X Verleih AG Sam Gabarskis Dramödie "Es war einmal in Deutschland" weiß durch seinen - nicht immer geglückten - Wechsel zwischen Tragik und schwarzem Humor letztlich doch zu überzeugen.
"Hitler ist tot, aber wir leben noch!", sagt der gewiefte Überlebenskünstler David Bermann zu seinen ebenfalls jüdischen Kompagnons, mit denen er kurz nach dem Zweiten Weltkrieg ein Geschäft mit edler Wäsche aufzieht.
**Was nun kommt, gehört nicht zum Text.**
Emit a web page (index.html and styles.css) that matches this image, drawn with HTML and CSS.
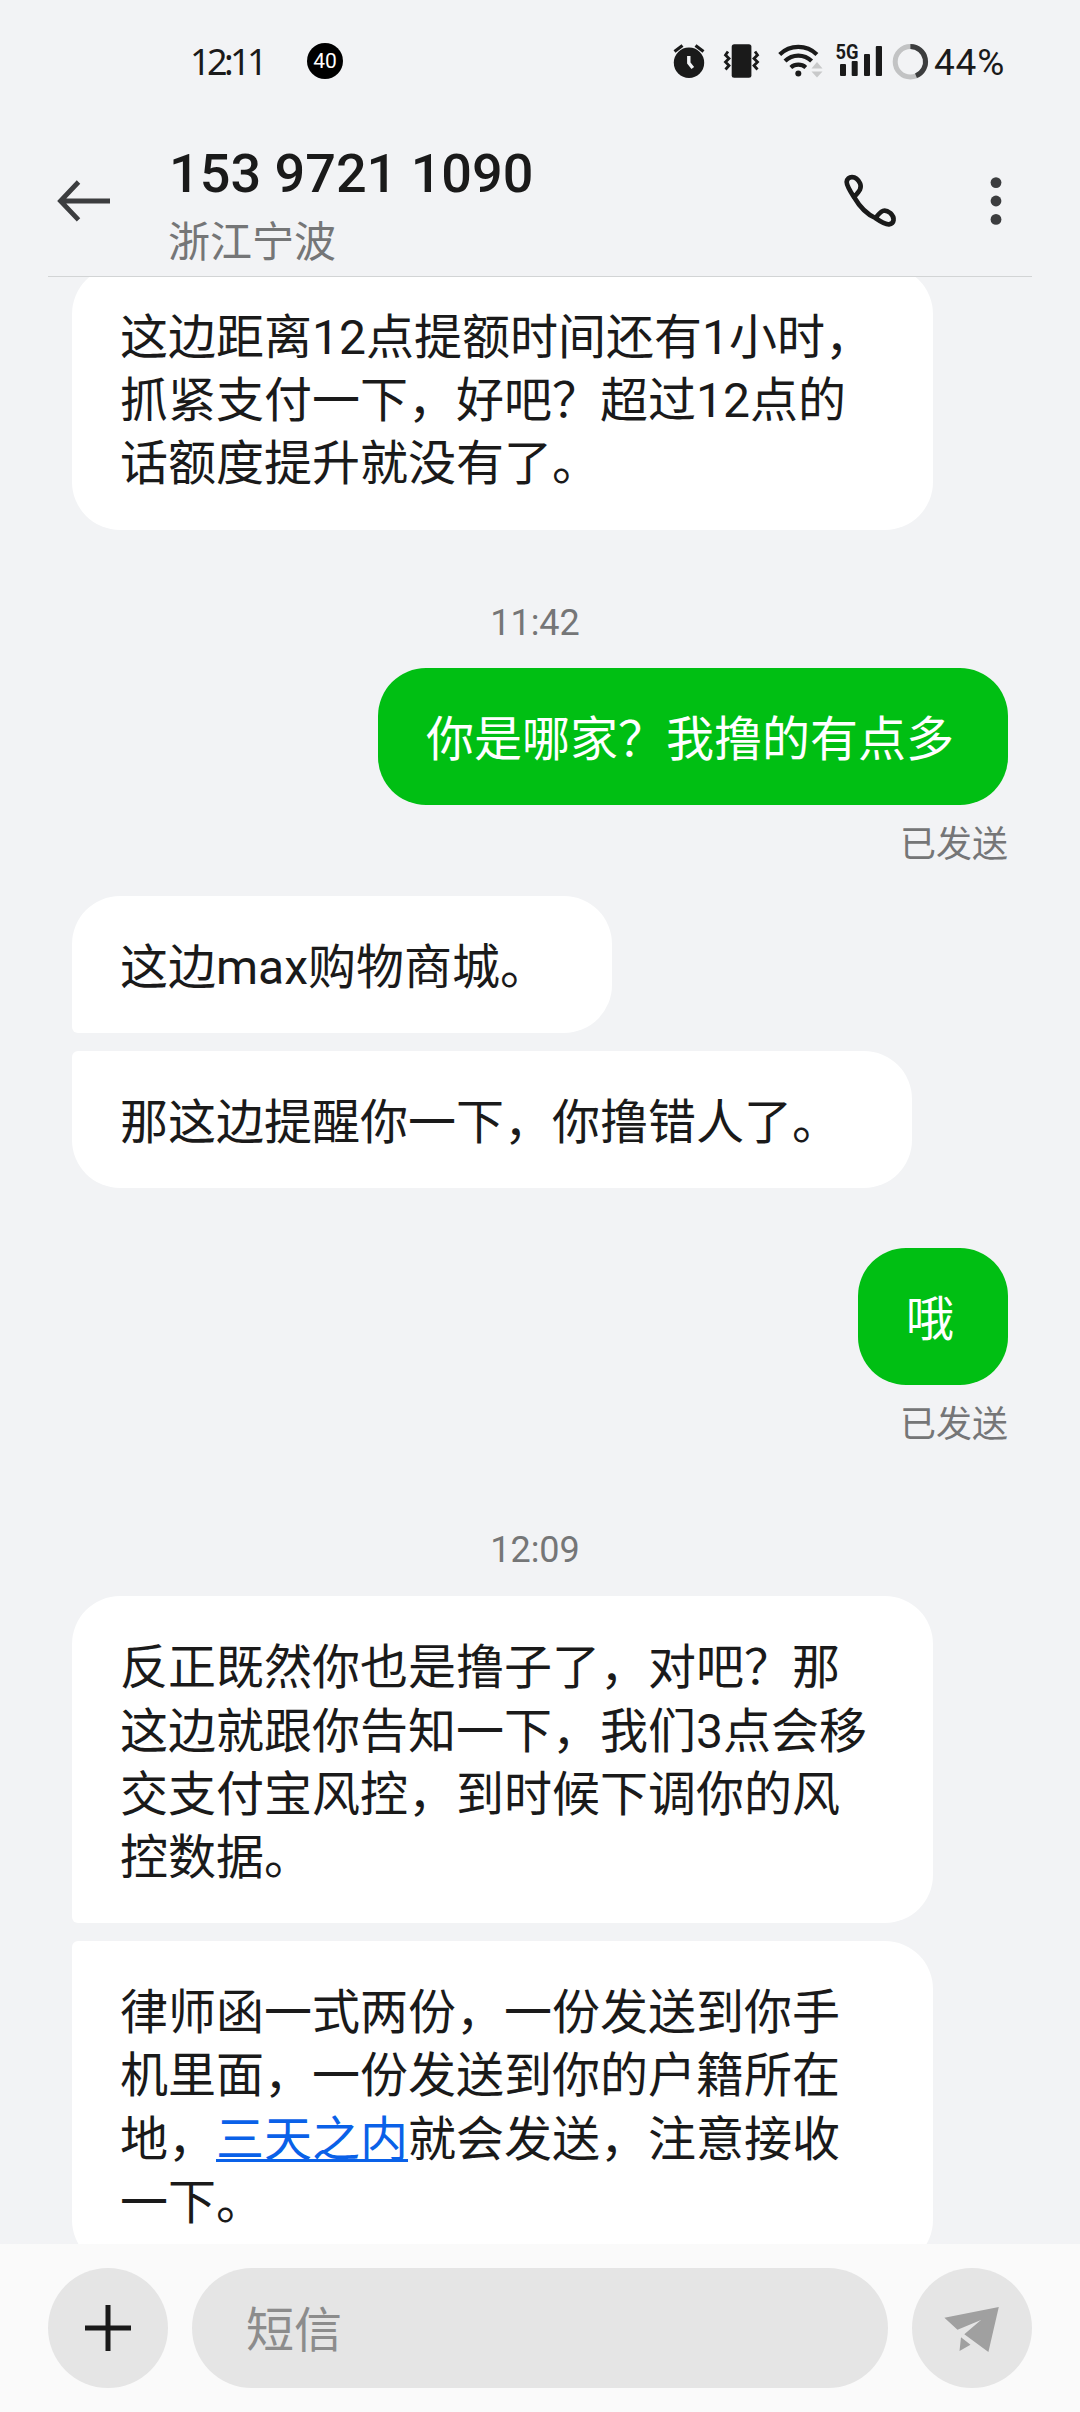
FILE: index.html
```html
<!DOCTYPE html>
<html lang="zh-CN">
<head>
<meta charset="utf-8">
<title>153 9721 1090</title>
<link rel="stylesheet" href="styles.css">
</head>
<body>
<div class="phone">
  <div class="status-bar">
    <span class="clock">12:11</span>
    <span class="badge">40</span>
    <svg class="status-icons" viewBox="670 40 262 42" width="262" height="42">
      <g fill="#1a1a1a">
        <circle cx="689" cy="62.8" r="15.2"/>
        <path d="M674.5 51.5l8-6M703.500 51.500l-8-6" stroke="#1a1a1a" stroke-width="3.200"/>
        <path d="M688.800 56v7l4 5" fill="none" stroke="#f2f3f5" stroke-width="3.400"/>
        <rect x="731.700" y="44.300" width="19.700" height="33.400" rx="2.500"/>
        <path d="M728 51.500l-2.500 3.500 3.500 3.500-3.500 3.500 3.500 3.500-3.500 4M755 51.500l2.500 3.500-3.500 3.500 3.500 3.500-3.500 3.500 3.500 4" fill="none" stroke="#1a1a1a" stroke-width="2.800"/>
        <path d="M779.700 54.500a26.500 26.500 0 0 1 37.200 0M785 61a19 19 0 0 1 26.600 0M790.800 67.500a11.500 11.500 0 0 1 15 0" fill="none" stroke="#1a1a1a" stroke-width="4.200"/>
        <circle cx="798.300" cy="73.500" r="3"/>
        <path d="M811.500 68.500l5.500-6.500 5.500 6.500zM811.500 71.500l5.500 6 5.500-6z" fill="#c8c9ca"/>
        <rect x="840" y="64" width="6" height="12" rx="1"/>
        <rect x="851.700" y="61" width="6" height="15" rx="1"/>
        <rect x="864" y="54" width="6" height="22" rx="1"/>
        <rect x="875.800" y="46" width="6.200" height="30" rx="1"/>
      </g>
      <text class="network" x="835.500" y="59" textLength="23" lengthAdjust="spacingAndGlyphs">5G</text>
      <circle cx="910.400" cy="61.700" r="15.200" fill="none" stroke="#c2c3c4" stroke-width="5"/>
      <path d="M910.400 46.500a15.200 15.200 0 0 1 5.600 29.300" fill="none" stroke="#3c3d3e" stroke-width="5"/>
    </svg>
    <span class="battery">44%</span>
  </div>

  <header class="header">
    <svg class="back" viewBox="50 173 66 56" width="66" height="56">
      <path d="M110 201H60M78.500 182L60.500 201l18 18.800" fill="none" stroke="#3c3d3f" stroke-width="4.800"/>
    </svg>
    <div class="contact">
      <h1 class="number">153 9721 1090</h1>
      <p class="region">浙江宁波</p>
    </div>
    <svg class="call" viewBox="180 120 180 180" width="60" height="60">
      <path d="M223 203C208 180 200 165 200 156C202 137 228 135 240 160C246 173 240 182 222 201C240 232 264 254 286 264C302 275 318 284 327 283C343 281 346 263 331 249C314 236 304 240 287 264" fill="none" stroke="#1a1a1a" stroke-width="14" stroke-linejoin="round"/>
    </svg>
    <svg class="more" viewBox="0 0 12 50" width="12" height="50" fill="#3c3d3f">
      <circle cx="6" cy="6.600" r="5.400"/><circle cx="6" cy="25" r="5.400"/><circle cx="6" cy="43.400" r="5.400"/>
    </svg>
  </header>

  <main class="thread">
    <div class="bubble in full">这边距离12点提额时间还有1小时，<br>抓紧支付一下，好吧？超过12点的<br>话额度提升就没有了。</div>
    <time class="time">11:42</time>
    <div class="bubble out">你是哪家？我撸的有点多</div>
    <div class="sent">已发送</div>
    <div class="bubble in first shop">这边max购物商城。</div>
    <div class="bubble in last warning">那这边提醒你一下，你撸错人了。</div>
    <div class="bubble out reply">哦</div>
    <div class="sent">已发送</div>
    <time class="time late">12:09</time>
    <div class="bubble in full first">反正既然你也是撸子了，对吧？那<br>这边就跟你告知一下，我们3点会移<br>交支付宝风控，到时候下调你的风<br>控数据。</div>
    <div class="bubble in full last">律师函一式两份，一份发送到你手<br>机里面，一份发送到你的户籍所在<br>地，<a class="link">三天之内</a>就会发送，注意接收<br>一下。</div>
  </main>

  <footer class="composer">
    <div class="round">
      <svg viewBox="0 0 46 46" width="46" height="46"><path d="M23 0v46M0 23h46" stroke="#1a1a1a" stroke-width="5"/></svg>
    </div>
    <div class="field">短信</div>
    <div class="round">
      <svg viewBox="942 2298 60 60" width="60" height="60" fill="#a0a0a0">
        <path d="M998.800 2307L944.400 2317.700L957.500 2329.700L981 2320L964.300 2334.300L988.400 2352ZM961 2337.300L970.500 2344.700L959.500 2351Z"/>
      </svg>
    </div>
  </footer>
</div>
</body>
</html>
```
FILE: styles.css
```css
* { box-sizing: border-box; }
body {
  margin: 0;
  background: #f2f3f5;
  color: #1a1a1a;
  font-family: Roboto, "Noto Sans CJK SC", sans-serif;
}
.phone {
  width: 1080px;
  height: 2412px;
  display: flex;
  flex-direction: column;
  overflow: hidden;
}
.status-bar {
  height: 122px;
  display: flex;
  align-items: center;
  padding-left: 190px;
  line-height: 40px;
  font-size: 36px;
}
.clock {
  width: 117px;
  padding-top: 2px;
  font-family: "Noto Sans", sans-serif;
  letter-spacing: -3.6px;
  white-space: nowrap;
}
.badge {
  width: 36px;
  height: 36px;
  border-radius: 50%;
  background: #000;
  color: #fff;
  font-size: 21px;
  line-height: 36px;
  text-align: center;
}
.status-icons { margin-left: 327px; }
.network { font-size: 21px; font-weight: 700; fill: #1a1a1a; }
.battery { margin-left: 2px; line-height: 42px; margin-top: 3px; font-size: 37px; letter-spacing: 0.8px; }
.header {
  height: 155px;
  margin: 0 48px;
  display: flex;
  align-items: flex-start;
  border-bottom: 1px solid #d2d4d5;
}
.back { margin: 51px 0 0 2px; }
.contact { width: 671px; margin-left: 53px; padding-top: 20px; }
.number { margin: 0; font-size: 54px; font-weight: 500; line-height: 64px; }
.region { margin: 6px 0 0 -1px; font-size: 42px; line-height: 62px; color: #757677; }
.call { margin-top: 48px; }
.more { margin: 54px 0 0 90px; }
.thread {
  flex: 1;
  min-height: 0;
  overflow: hidden;
  display: flex;
  flex-direction: column;
  padding: 0 72px;
}
.bubble {
  flex: none;
  padding: 40px 0 34px 48px;
  border-radius: 48px;
  font-size: 48px;
  line-height: 63.2px;
  white-space: nowrap;
}
.in { align-self: flex-start; background: #fff; }
.full { width: 861px; }
.full:first-child { margin-top: -11px; }
.first { border-bottom-left-radius: 6px; }
.last { border-top-left-radius: 6px; margin-top: 18px; }
.out {
  align-self: flex-end;
  padding-right: 54px;
  background: #00bf13;
  color: #fff;
}
.shop { width: 540px; margin-top: 32px; }
.warning { width: 840px; }
.reply { margin-top: 60px; }
.time {
  align-self: center;
  position: relative;
  left: -5px;
  margin: 72px 0 23px;
  font-size: 36px;
  line-height: 43px;
  color: #757677;
}
.late { margin: 85px 0 24px; }
.sent {
  align-self: flex-end;
  margin-top: 13px;
  height: 46px;
  font-size: 36px;
  line-height: 54px;
  color: #757677;
}
.link { color: #0a61e8; text-decoration: underline; text-decoration-thickness: 3px; text-underline-offset: 3px; }
.composer {
  height: 168px;
  display: flex;
  align-items: center;
  gap: 24px;
  padding: 0 48px;
  background: #fafafa;
}
.round, .field { height: 120px; border-radius: 60px; background: #e5e5e5; }
.round { width: 120px; display: flex; align-items: center; justify-content: center; }
.field { flex: 1; padding-left: 54px; font-size: 48px; line-height: 126px; color: #8c8c8c; }
```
In der Dramödie "Es war einmal in Deutschland" von "Irina Palm"-Regisseur Sam Gabarski blitzt in den besten Passagen ein so schwarzer Humor auf, wie man ihn in deutschen Filmen über die düstere Nazi-Vergangenheit selten zu sehen bekommt. Die ungewöhnliche Tragikomödie beruht auf den Romanen "Die Teilacher" und "Machloikes" von Michel Bergmann, der sich dabei von seiner eigenen Familiengeschichte inspirieren ließ und nun auch am Drehbuch
beteiligt war. David Bermann (Moritz Bleibtreu) gehört zu den "Glücklichen", die das KZ
Sachsenhausen überlebt haben. Jetzt gilt es, schnell auf den Schwarzmärkten Geld zu verdienen, um möglichst bald nach Amerika auswandern und dem grauenhaften Deutschland den Rücken kehren zu können. Da Bermann von den US-Besatzern eine Geschäftsgenehmigung verweigert wird, rekrutiert er aus dem Auffanglager in Frankfurt fünf weitere Verkäufer - und Sam Gabarski ein Ensemble, das ebenso überzeugend wie Bleibtreu aufspielt: Fajnbrot (Tim Seyfi), Fränkel (Anatole Taubman), Szoros (Pál Mácsai), Verständig (Hans Löw) und Krautberg (Václav Jakoubek). Seine neuen Kumpel besorgen ihm nicht nur eine Verkaufslizenz, sondern ziehen auch mit ihm von Tür zu Tür, um mit windigen Tricks edle Wäsche an deutsche Mitläufer und Kriegswitwen zu verkaufen. In diesen Heist-Movie-artigen Passagen kommen Freunde des tiefschwarzen Humors voll auf ihre Kosten. Seine Geschäfte in dem glaubwürdig in Szene gesetzten Nachkriegsdeutschland
laufen gut an, doch schon bald muss Bermann immer wieder heimlich für ein paar Stunden verschwinden: CIA-Agentin Sarah Simon (Antje Traue) verhört den Geschäftsmann hartnäckig - sie hält ihn für einen Kollaborateur. Wie der Zuschauer in Rückblenden erfährt, gehörte Bermann nämlich im Konzentrationslager zu den privilegierten Häftlingen. Die SS-Männer
hatten sein Talent zum Witzerzählen erkannt und ihn dazu auserkoren, sie gelegentlich zu unterhalten. Sie zwangen ihn sogar zu einem makaberen Witzeduell mit einem Mithäftling: dem Sieger winkte Schokolade, der Verlierer musste "duschen" gehen. In diesem Moment funktioniert das Prinzip des recht mutigen Films, zwischen Tragödie und Komödie
hin und her zu switchen. Gegen Ende, wenn plötzlich einzelne Schicksale der ansonsten vernachlässigten Kompagnons beleuchtet werden, eher weniger. Immer wieder kümmert sich Bermann in der Dramödie um einen dreibeinigen Hund; eine etwas aufdringliche Metapher für die schweren Traumata, die er und seine jüdischen Mitstreiter erlitten haben. Doch Sam Gabarskis ungewöhnliche Dramödie, die mit schwarzem jüdischen Humor das Leben dieser traumatisierten Volksgruppe im Nachkriegsdeutschland beleuchtet, weiß eben trotzdem über weite Strecken zu packen.